Crosslin instills values at THS

Published 2:09 pm Friday, February 1, 2013

By SANDRA THAMES / Community Columnist

Cara Crosslin hails from Tuscumbia, where she was blessed with family who believed in hard work and education.

Mom, Keb, was a school teacher and dad, Tommy, was the probate judge of Colbert County for 32 years.

Both of her parents, grandparents and brother, Thomas, are graduates of the University of Alabama.

In May 1993, Crosslin graduated high school and immediately went to the University of Alabama as a walk-on in basketball. The UA women’s basketball team lost a young coach to a brain aneurysm, but the team, as a way to honor their fallen coach, came together for an unbelievable 1994 season. The team went to the SEC Tournament, the NCAA and all the way to the Final Four.

“It was so awesome to be a part of all that as a freshman,” said Crosslin. She received her scholarship the next year as a sophomore. That tournament and family trips stand out as special memories.

Crosslin has been at Thompson for nine years now. As a coach, mentor and teacher, she tries to instill a sense of priority to her students — namely God, family, education, then friends and sports.

The team’s motto may sound familiar to basketball fans. It is “Hard work beats talent when talent doesn’t work hard.”
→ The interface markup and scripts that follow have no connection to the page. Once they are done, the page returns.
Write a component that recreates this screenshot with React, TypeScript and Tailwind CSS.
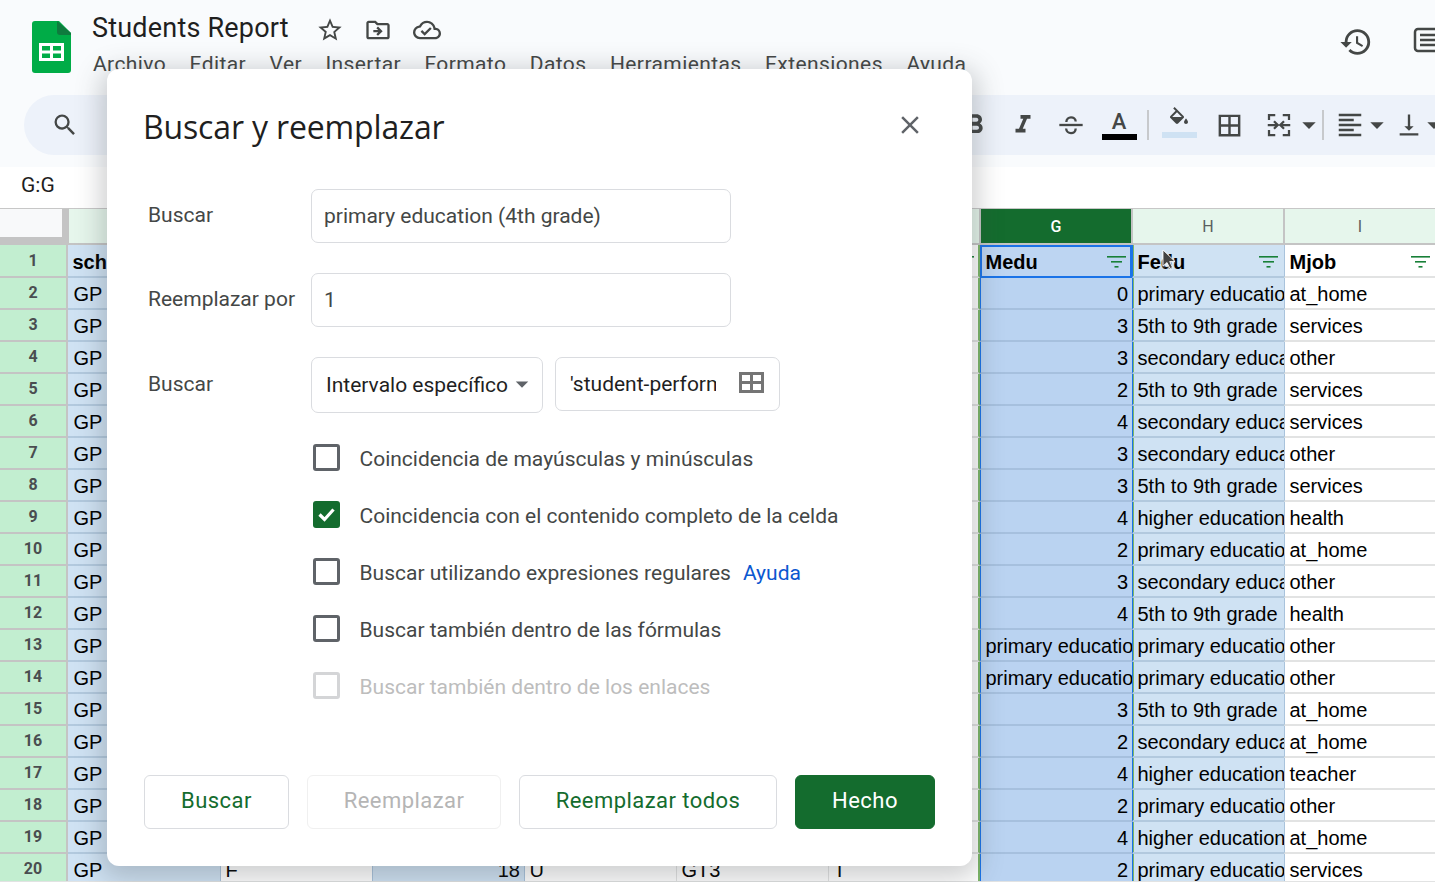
import React from "react";
import {
  MdStarBorder, MdOutlineDriveFileMove, MdOutlineCloudDone, MdHistory, MdSearch, MdUndo,
  MdFormatBold, MdFormatItalic, MdBorderAll, MdFormatAlignLeft,
  MdVerticalAlignBottom, MdArrowDropDown, MdClose,
} from "react-icons/md";

const ui = "font-['Roboto',sans-serif]";
const arial = "font-['Liberation_Sans',Arial,sans-serif]";

const P = "primary education (4th grade)", F5 = "5th to 9th grade", S = "secondary education", H = "higher education";
const medu = ["0","3","3","2","4","3","3","4","2","3","4",P,P,"3","2","4","2","4","2"];
const fedu = [P,F5,S,F5,S,S,F5,H,P,S,F5,P,P,F5,S,H,P,H,P];
const mjob = ["at_home","services","other","services","services","other","services","health","at_home","other","health","other","other","at_home","at_home","teacher","other","at_home","services"];
const cols = ["A","B","C","D","E","F","G","H","I"];
const heads = ["school","sex","age","address","famsize","Pstatus","Medu","Fedu","Mjob"];

const FilterIcon = () => (
  <svg width="19" height="12" viewBox="0 0 19 12" className="shrink-0" fill="#188038">
    <rect x="0" y="0" width="19" height="1.6" />
    <rect x="4" y="5" width="11" height="1.6" />
    <rect x="7.5" y="10" width="4" height="1.6" />
  </svg>
);

function cellClass(c: number) {
  switch (c) {
    case 0: return "bg-[#cfe2f3] border-b-2 border-b-[#b2c9de]";
    case 1: return "bg-white border-b-2 border-b-[#e2e3e3] border-l border-l-[#a9c3dc]";
    case 2: return "bg-[#cfe2f3] border-b-2 border-b-[#b2c9de] border-l border-l-[#a9c3dc]";
    case 3: return "bg-white border-b-2 border-b-[#e2e3e3] border-l border-l-[#a9c3dc]";
    case 4: return "bg-white border-b-2 border-b-[#e2e3e3] border-l border-l-[#e2e3e3]";
    case 5: return "bg-white border-b-2 border-b-[#e2e3e3] border-l border-l-[#e2e3e3] border-r-2 border-r-[#7cb668]";
    case 6: return "bg-[#bad3f1] border-b-2 border-b-[#a6c0de] border-l border-l-[#1a73e8]";
    case 7: return "bg-[#cfe2f3] border-b-2 border-b-[#b2c9de] border-l border-l-[#1a73e8] shadow-[inset_1px_0_0_#7cb668]";
    default: return "bg-white border-b-2 border-b-[#e2e3e3] border-l border-l-[#a9c3dc]";
  }
}

function Grid() {
  return (
    <div className={`grid grid-cols-[68px_repeat(9,152px)] grid-rows-[37px_33px] auto-rows-[32px] w-[1436px] ${arial} text-[20px] text-black`}>
      <div className="border-t border-t-[#c7c7c7] bg-[#c4c4c4] border-b-2 border-b-[#c4c4c4] pr-[6px]">
        <div className="h-[28px] bg-[#f8f9fa]" />
      </div>
      {cols.map((c) => (
        <div
          key={c}
          className={`flex items-center justify-center border-t border-t-[#c7c7c7] border-b-2 border-b-[#c4c4c4] border-x border-x-[#c4c4c4] pt-[2px] text-[16px] ${ui} ${
            c === "G" ? "bg-[#146c2e] text-white font-medium" : "bg-[#e6f6ec] text-[#5a5e61]"
          }`}
        >
          {c}
        </div>
      ))}

      <RowHead n={1} />
      {heads.map((h, c) => (
        <div
          key={h}
          className={`flex items-center justify-between font-bold overflow-hidden whitespace-nowrap ${
            c === 6
              ? "bg-[#bdd5f2] border-2 border-[#1a73e8] pl-[3.5px] pr-[4px]"
              : c === 5
              ? `${cellClass(c)} pt-[2px] pl-[4.5px] pr-[4px]`
              : `${cellClass(c)} pt-[2px] pl-[4.5px] pr-[6px]`
          }`}
        >
          <span>{h}</span>
          <FilterIcon />
        </div>
      ))}

      {medu.map((m, i) => {
        const row = ["GP", "F", "18", "U", "GT3", "T", m, fedu[i], mjob[i]];
        return (
          <React.Fragment key={i}>
            <RowHead n={i + 2} />
            {row.map((v, c) => {
              const right = v.length <= 2 && /^\d+$/.test(v);
              return (
                <div
                  key={c}
                  className={`flex items-center overflow-hidden whitespace-nowrap pt-[2px] ${right ? "justify-end pr-[4px]" : c === 0 ? "pl-[5.5px]" : "pl-[4.5px]"} ${cellClass(c)}`}
                >
                  {v}
                </div>
              );
            })}
          </React.Fragment>
        );
      })}
    </div>
  );
}

function RowHead({ n }: { n: number }) {
  return (
    <div className={`flex items-center justify-center bg-[#c2eed0] border-r-2 border-r-[#c4c4c4] border-b-2 border-b-[#c4c4c4] text-[16px] font-bold text-[#4a4d50] ${ui}`}>
      {n}
    </div>
  );
}

const SheetsLogo = () => (
  <svg width="39" height="52" viewBox="0 0 39 52" className="shrink-0">
    <path d="M3 0h24l12 12v37a3 3 0 0 1-3 3H3a3 3 0 0 1-3-3V3a3 3 0 0 1 3-3z" fill="#00ac47" />
    <path d="M25 0l14 12v2H28a3 3 0 0 1-3-3z" fill="#0f7b3e" />
    <path d="M7 22h25v18H7zM10 25v4.500h8V25zM21 25v4.500h8V25zM10 32.500V37h8v-4.500zM21 32.500V37h8v-4.500z" fill="#fff" fillRule="evenodd" />
  </svg>
);

const TB = ({ w = 48, children }: { w?: number; children: React.ReactNode }) => (
  <div style={{ width: w }} className="flex items-center justify-center shrink-0 text-[#444746]">
    {children}
  </div>
);

const Sep = () => <div className="w-[2px] h-[30px] bg-[#c7c9cc] shrink-0" />;

function Toolbar() {
  return (
    <div className="h-[60px] ml-[24px] w-[1500px] rounded-l-[30px] bg-[#edf2fa] flex items-center pl-[17px]">
      <TB><MdSearch size={28} /></TB>
      <div className="w-[6px] shrink-0" />
      <TB><MdUndo size={26} /></TB>
      <div className="w-[808px] shrink-0" />
      <TB><MdFormatBold size={32} /></TB>
      <TB><MdFormatItalic size={30} /></TB>
      <TB>
        <svg width="28" height="28" viewBox="0 0 24 24" fill="none" stroke="#444746" strokeWidth="2">
          <path d="M2 12h20" />
          <path d="M8 9.500C8 7 10 5.500 12 5.500s4 1.200 4 3.500" />
          <path d="M7.800 15c.2 2.600 2.200 4 4.200 4s4-1.300 4-4" />
        </svg>
      </TB>
      <TB>
        <div className="flex flex-col items-center w-[35px]">
          <span className={`${ui} text-[22px] leading-[24px] font-medium text-[#444746]`}>A</span>
          <div className="w-[35px] h-[6px] bg-black" />
        </div>
      </TB>
      <div className="w-[4px] shrink-0" />
      <Sep />
      <div className="w-[6px] shrink-0" />
      <TB w={48}>
        <div className="flex flex-col items-center w-[35px] -mt-[6px]">
          <svg width="24" height="24" viewBox="0 0 24 24" fill="#444746" className="mb-[1px]">
            <path d="M16.56 8.94L7.62 0 6.21 1.41l2.380 2.38-5.150 5.150c-.59.59-.59 1.540 0 2.120l5.500 5.500c.29.29.68.44 1.060.44s.77-.15 1.060-.44l5.500-5.500c.59-.58.59-1.530 0-2.120zM5.210 10L10 5.210 14.790 10H5.210zM19 11.500s-2 2.170-2 3.500c0 1.100.9 2 2 2s2-.9 2-2c0-1.330-2-3.500-2-3.500z" />
            <path d="M4.500 10h11L10 15.500z" />
          </svg>
          <div className="w-[35px] h-[6px] bg-[#cfe2f3]" />
        </div>
      </TB>
      <TB w={52}><MdBorderAll size={29} /></TB>
      <TB w={47}>
        <svg width="30" height="30" viewBox="0 0 24 24" fill="none" stroke="#444746" strokeWidth="1.800">
          <path d="M9 4H4v4M4 16v4h5M15 4h5v4M20 16v4h-5M3 12h7.500M8 9l3 3-3 3M21 12h-7.500M16 9l-3 3 3 3" />
        </svg>
      </TB>
      <TB w={14}><MdArrowDropDown size={32} className="shrink-0" /></TB>
      <div className="w-[6px] shrink-0" />
      <Sep />
      <TB w={51}><MdFormatAlignLeft size={30} /></TB>
      <TB w={4}><MdArrowDropDown size={32} className="shrink-0" /></TB>
      <div className="w-[7px] shrink-0" />
      <TB w={46}><MdVerticalAlignBottom size={28} /></TB>
      <TB w={4}><MdArrowDropDown size={32} className="shrink-0" /></TB>
    </div>
  );
}

function Header() {
  return (
    <div className="relative h-[95px] flex pl-[32px] pt-[21px] shrink-0">
      <SheetsLogo />
      <div className="ml-[21px] -mt-[7px]">
        <div className="flex items-center h-[28px] mt-[-1px] pt-[1px]">
          <span className={`${ui} text-[27px] leading-[32px] tracking-[0.2px] text-[#1f1f1f]`}>Students Report</span>
          <span className="ml-[27px] mt-[4px] text-[#444746]"><MdStarBorder size={28} /></span>
          <span className="ml-[20px] mt-[4px] text-[#444746]"><MdOutlineDriveFileMove size={28} /></span>
          <span className="ml-[21px] mt-[4px] text-[#444746]"><MdOutlineCloudDone size={28} /></span>
        </div>
        <div className={`${ui} flex gap-[23.5px] text-[21px] leading-[28px] tracking-[0.4px] mt-[9px] ml-[1px] text-[#444746] whitespace-nowrap`}>
          {["Archivo","Editar","Ver","Insertar","Formato","Datos","Herramientas","Extensiones","Ayuda"].map((m) => (
            <span key={m}>{m}</span>
          ))}
        </div>
      </div>
      <div className="absolute left-[1339px] top-[25px] text-[#444746]"><MdHistory size={34} /></div>
      <svg className="absolute left-[1413px] top-[27px]" width="30" height="26" viewBox="0 0 30 26" fill="none" stroke="#444746" strokeWidth="2.500">
        <rect x="2" y="2" width="30" height="22" rx="3" />
        <path d="M7 8h20M7 13h20M7 18h20" />
      </svg>
    </div>
  );
}

function Box({ className = "", children }: { className?: string; children: React.ReactNode }) {
  return <div className={`flex items-center border border-[#dadce0] rounded-[7px] bg-white ${className}`}>{children}</div>;
}

function Check({ label, checked, disabled, help }: { label: string; checked?: boolean; disabled?: boolean; help?: boolean }) {
  return (
    <div className="h-[57px] flex items-center pl-[169px]">
      {checked ? (
        <div className="w-[27px] h-[27px] -mt-[2px] rounded-[3px] bg-[#146c2e] flex items-center justify-center">
          <svg width="21" height="21" viewBox="0 0 21 21" fill="none" stroke="#fff" strokeWidth="3.200">
            <path d="M3.500 10.500l5 5 9-10" />
          </svg>
        </div>
      ) : (
        <div className={`w-[27px] h-[27px] -mt-[2px] rounded-[3px] border-[3px] ${disabled ? "border-[#d4d5d7]" : "border-[#5f6368]"}`} />
      )}
      <span className={`ml-[19.5px] pt-[2px] text-[21px] ${disabled ? "text-[#bdbdbd]" : "text-[#444746]"}`}>{label}</span>
      {help && <span className="ml-[12px] pt-[2px] text-[21px] text-[#0b57d0]">Ayuda</span>}
    </div>
  );
}

function Btn({ w, children, kind = "normal" }: { w: number; children: React.ReactNode; kind?: "normal" | "off" | "main" }) {
  const c =
    kind === "main"
      ? "bg-[#146c2e] text-white border-[#146c2e]"
      : kind === "off"
      ? "border-[#f0f0f0] text-[#b5b5b5] bg-white"
      : "border-[#dadce0] text-[#146c2e] bg-white";
  return (
    <div style={{ width: w }} className={`h-[54px] rounded-[6px] border flex items-center justify-center pb-[3px] text-[22px] font-[450] tracking-[0.45px] ${c}`}>
      {children}
    </div>
  );
}

function Dialog() {
  return (
    <div className={`${ui} absolute left-[107px] top-[69px] w-[865px] h-[797px] bg-white rounded-[12px] shadow-[0_6px_26px_6px_rgba(60,64,67,0.25)] pt-[36px] pl-[37px] pr-[37px]`}>
      <div className="flex items-center justify-between h-[44px]">
        <span className="font-['Open_Sans',sans-serif] -ml-[1px] text-[32px] leading-[44px] tracking-[-0.15px] text-[#1f1f1f]">Buscar y reemplazar</span>
        <MdClose size={30} className="text-[#5f6368] mr-[10px] -mt-[4px]" />
      </div>

      <div className="mt-[40px] flex items-center h-[54px]">
        <span className="w-[167px] pl-[4px] text-[21px] text-[#444746]">Buscar</span>
        <Box className="w-[420px] h-[54px] pl-[12px] pt-[2px] text-[21px] text-[#444746]">primary education (4th grade)</Box>
      </div>
      <div className="mt-[30px] flex items-center h-[54px]">
        <span className="w-[167px] pl-[4px] text-[21px] text-[#444746]">Reemplazar por</span>
        <Box className="w-[420px] h-[54px] pl-[12px] pt-[2px] text-[21px] text-[#444746]">1</Box>
      </div>
      <div className="mt-[30px] flex items-start h-[56px]">
        <span className="w-[167px] pl-[4px] text-[21px] leading-[54px] text-[#444746]">Buscar</span>
        <Box className="w-[232px] h-[56px] pl-[14px] text-[21px] text-[#1f1f1f]">
          <span className="pt-[2px]">Intervalo específico</span>
          <MdArrowDropDown size={30} className="text-[#5f6368] -ml-[1px] -mt-[2px]" />
        </Box>
        <Box className="w-[225px] h-[54px] ml-[12px] pl-[14px] text-[21px] text-[#1f1f1f]">
          <span className="w-[146px] pt-[2px] overflow-hidden whitespace-nowrap">'student-performance</span>
          <svg width="26" height="22" viewBox="0 0 26 22" fill="none" stroke="#757575" strokeWidth="3" className="ml-[23px] -mt-[2px]">
            <rect x="1.500" y="1.500" width="22" height="18" />
            <path d="M12.500 1.500v18M1.500 10.500h22" />
          </svg>
        </Box>
      </div>

      <div className="mt-[17px]">
        <Check label="Coincidencia de mayúsculas y minúsculas" />
        <Check label="Coincidencia con el contenido completo de la celda" checked />
        <Check label="Buscar utilizando expresiones regulares" help />
        <Check label="Buscar también dentro de las fórmulas" />
        <Check label="Buscar también dentro de los enlaces" disabled />
      </div>

      <div className="mt-[60px] flex gap-[18px]">
        <Btn w={145}>Buscar</Btn>
        <Btn w={194} kind="off">Reemplazar</Btn>
        <Btn w={258}>Reemplazar todos</Btn>
        <Btn w={140} kind="main">Hecho</Btn>
      </div>
    </div>
  );
}

export default function App() {
  return (
    <div className="relative w-[1435px] h-[882px] overflow-hidden bg-[#f9fbfd] flex flex-col">
      <Header />
      <div className="shrink-0 h-[72px]">
        <Toolbar />
      </div>
      <div className={`${ui} shrink-0 h-[41px] bg-white flex items-center pl-[21px] pb-[4px] text-[21px] text-[#1f1f1f]`}>G:G</div>
      <div className="flex-1 min-h-0 overflow-hidden"><Grid /></div>
      <div className="h-px bg-[#e2e3e3] shrink-0" />
      <Dialog />
      <svg className="absolute left-[1161px] top-[249px] drop-shadow-[0_1px_1px_rgba(255,255,255,0.9)]" width="16" height="22" viewBox="0 0 16 22">
        <path d="M2 1v16l4-3.500 3 6 2.500-1-2.800-6H14z" fill="#444" stroke="#fff" strokeWidth="0.800" />
      </svg>
    </div>
  );
}
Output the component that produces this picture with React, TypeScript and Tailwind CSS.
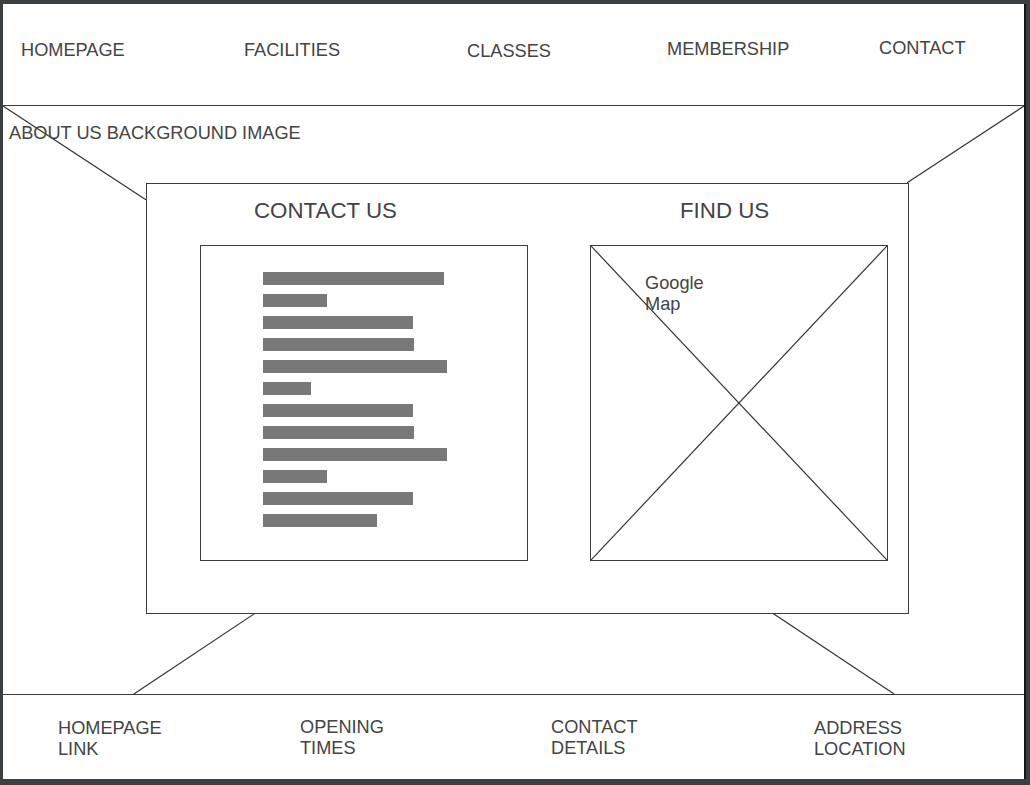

Crosslin has a go-getter attitude, works hard and expects no less from her kids.

“I also teach adaptive PE for special ed students, aerobics and athletics. I love almost any kind of music, Alabama football, tailgating with family and friends and seeing new places,” Crosslin said. “I was fortunate enough to be in New Orleans for the 2011 National Championship game, but had a conflict and could not attend this year’s game.”

The family story is that as a baby, her mom kept prompting her to say “Roll Tide.” Her first words came out “Ole ide,” and set the tone for her lifelong allegiance to Alabama.

As athletic director at Thompson High School and head coach of the girls’ varsity basketball team, Crosslin is a very busy lady.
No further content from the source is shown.